Brazil is warm and wet enough to grow rain-fed sugar cane, which currently produces ethanol three times more productively than a cornfield can. The cane yields twice as much, needs only half as much fertilizer, and uses no coal or natural gas for processing.
Warming Fears Motivate
We should also consider why there is such a huge, immediate push for corn ethanol in the United States. The world has lots of fossil fuels, tar sands, and uranium with which to supply energy at lower real costs.
The loudest cry for ending our utilization of petroleum products tends to come from global warming alarmists. But it is by no means clear that their assertions justify an abandonment of cheap and affordable petroleum-based energy products.
For 30 years, the developed nations have been assuming the Modern Warming is being caused by human-emitted carbon dioxide (CO2). But there’s no evidence for manmade warming except some unverified computer projections, largely dependent on the guesstimates and biases of the input data.
According to alarmist global warming theory, manmade warming should have started when our CO2 emissions ramped up–about 1940–and trended strongly upward ever since. Instead, the warming started about 1850 and mostly occurred before 1940. From 1940 to 1975, temperatures went down a bit. None of that fits the manmade-CO2 hypothesis.
Warming Is Natural Cycle
On the other hand, ice cores from both Greenland and the Antarctic show a moderate, natural 1,500-year cycle that raises temperatures in New York 2º C above the long-term mean for 700 years or so and then drops them 2º below the mean for a comparable period. The ice cores show 300 of these natural warmings in the past 500,000 years.
We’ve also found evidence of the 1,500-year cycle in the seabed sediments of five oceans, in 3,000 deep boreholes around the world, in ancient tree rings living and preserved around the northern hemisphere, in the advances and retreats of glaciers worldwide, and in cave stalagmites from every continent plus New Zealand.
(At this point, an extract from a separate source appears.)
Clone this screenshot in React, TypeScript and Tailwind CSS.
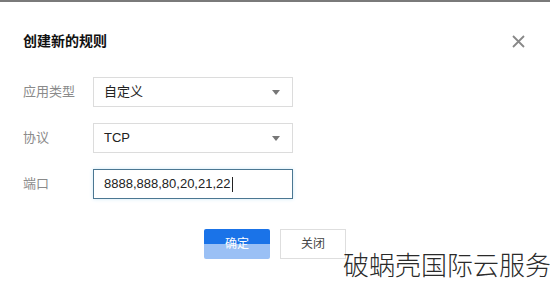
import React from "react";

const font = { fontFamily: '"Liberation Sans", "Noto Sans CJK SC", sans-serif' };

function Caret() {
  return (
    <svg width="8" height="5" viewBox="0 0 8 5" className="shrink-0">
      <path d="M0 0 L8 0 L4 5 Z" fill="#777" />
    </svg>
  );
}

function SelectBox({ value }: { value: string }) {
  return (
    <div className="w-[200px] h-[30px] border border-[#dcdcdc] bg-white flex items-center justify-between pl-[10px] pr-[12px]">
      <span className="text-[13px] text-[#222]">{value}</span>
      <Caret />
    </div>
  );
}

function Row({ label, children }: { label: string; children: React.ReactNode }) {
  return (
    <div className="flex items-center">
      <span className="w-[70px] text-[13px] text-[#8a8a8a]">{label}</span>
      {children}
    </div>
  );
}

export default function App() {
  return (
    <div className="relative w-[550px] h-[283px] bg-white overflow-hidden border-t-2 border-[#7a7a7a]" style={font}>
      <div className="flex items-center justify-between pl-[23px] pr-[25px] pt-[29px]">
        <span className="text-[14px] font-bold text-[#111]">创建新的规则</span>
        <svg width="13" height="13" viewBox="0 0 13 13">
          <path d="M1 1 L12 12 M12 1 L1 12" stroke="#888" strokeWidth="1.8" />
        </svg>
      </div>

      <div className="flex flex-col gap-[16px] pl-[23px] pt-[25px]">
        <Row label="应用类型">
          <SelectBox value="自定义" />
        </Row>
        <Row label="协议">
          <SelectBox value="TCP" />
        </Row>
        <Row label="端口">
          <div className="w-[200px] h-[30px] border border-[#4b7792] bg-white flex items-center pl-[10px] shadow-[0_0_4px_#cfe9f7]">
            <span className="text-[13px] text-[#222]">8888,888,80,20,21,22</span>
            <span className="w-px h-[15px] bg-[#222] ml-px" />
          </div>
        </Row>
      </div>

      <div className="flex gap-[10px] pl-[204px] pt-[30px]">
        <button className="w-[66px] h-[30px] rounded-[2px] text-[12px] text-white bg-[linear-gradient(#1a73e8_50%,#9ac0f5_50%)]">
          确定
        </button>
        <button className="w-[66px] h-[30px] border border-[#dedede] bg-white text-[12px] text-[#444]">
          关闭
        </button>
      </div>

      <span className="absolute left-[343px] top-[248px] text-[26px] leading-[32px] text-[#2a2a2a] font-light whitespace-nowrap">
        破蜗壳国际云服务
      </span>
    </div>
  );
}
The North American pollen database shows nine complete reorganizations of this continent’s trees and plants in the past 14,000 years, or one every 1,650 years. In Ontario, warmth-loving beech trees gradually gave way to oaks and then to cold-tolerant pine trees as the Medieval Warming shifted into the Little Ice Age. Now the oak trees are coming back, and the beech trees are waiting their turn.
That is, unless we clear the forests for ethanol.
Dennis Avery ([email protected]) is director of the Center for Global Food Issues.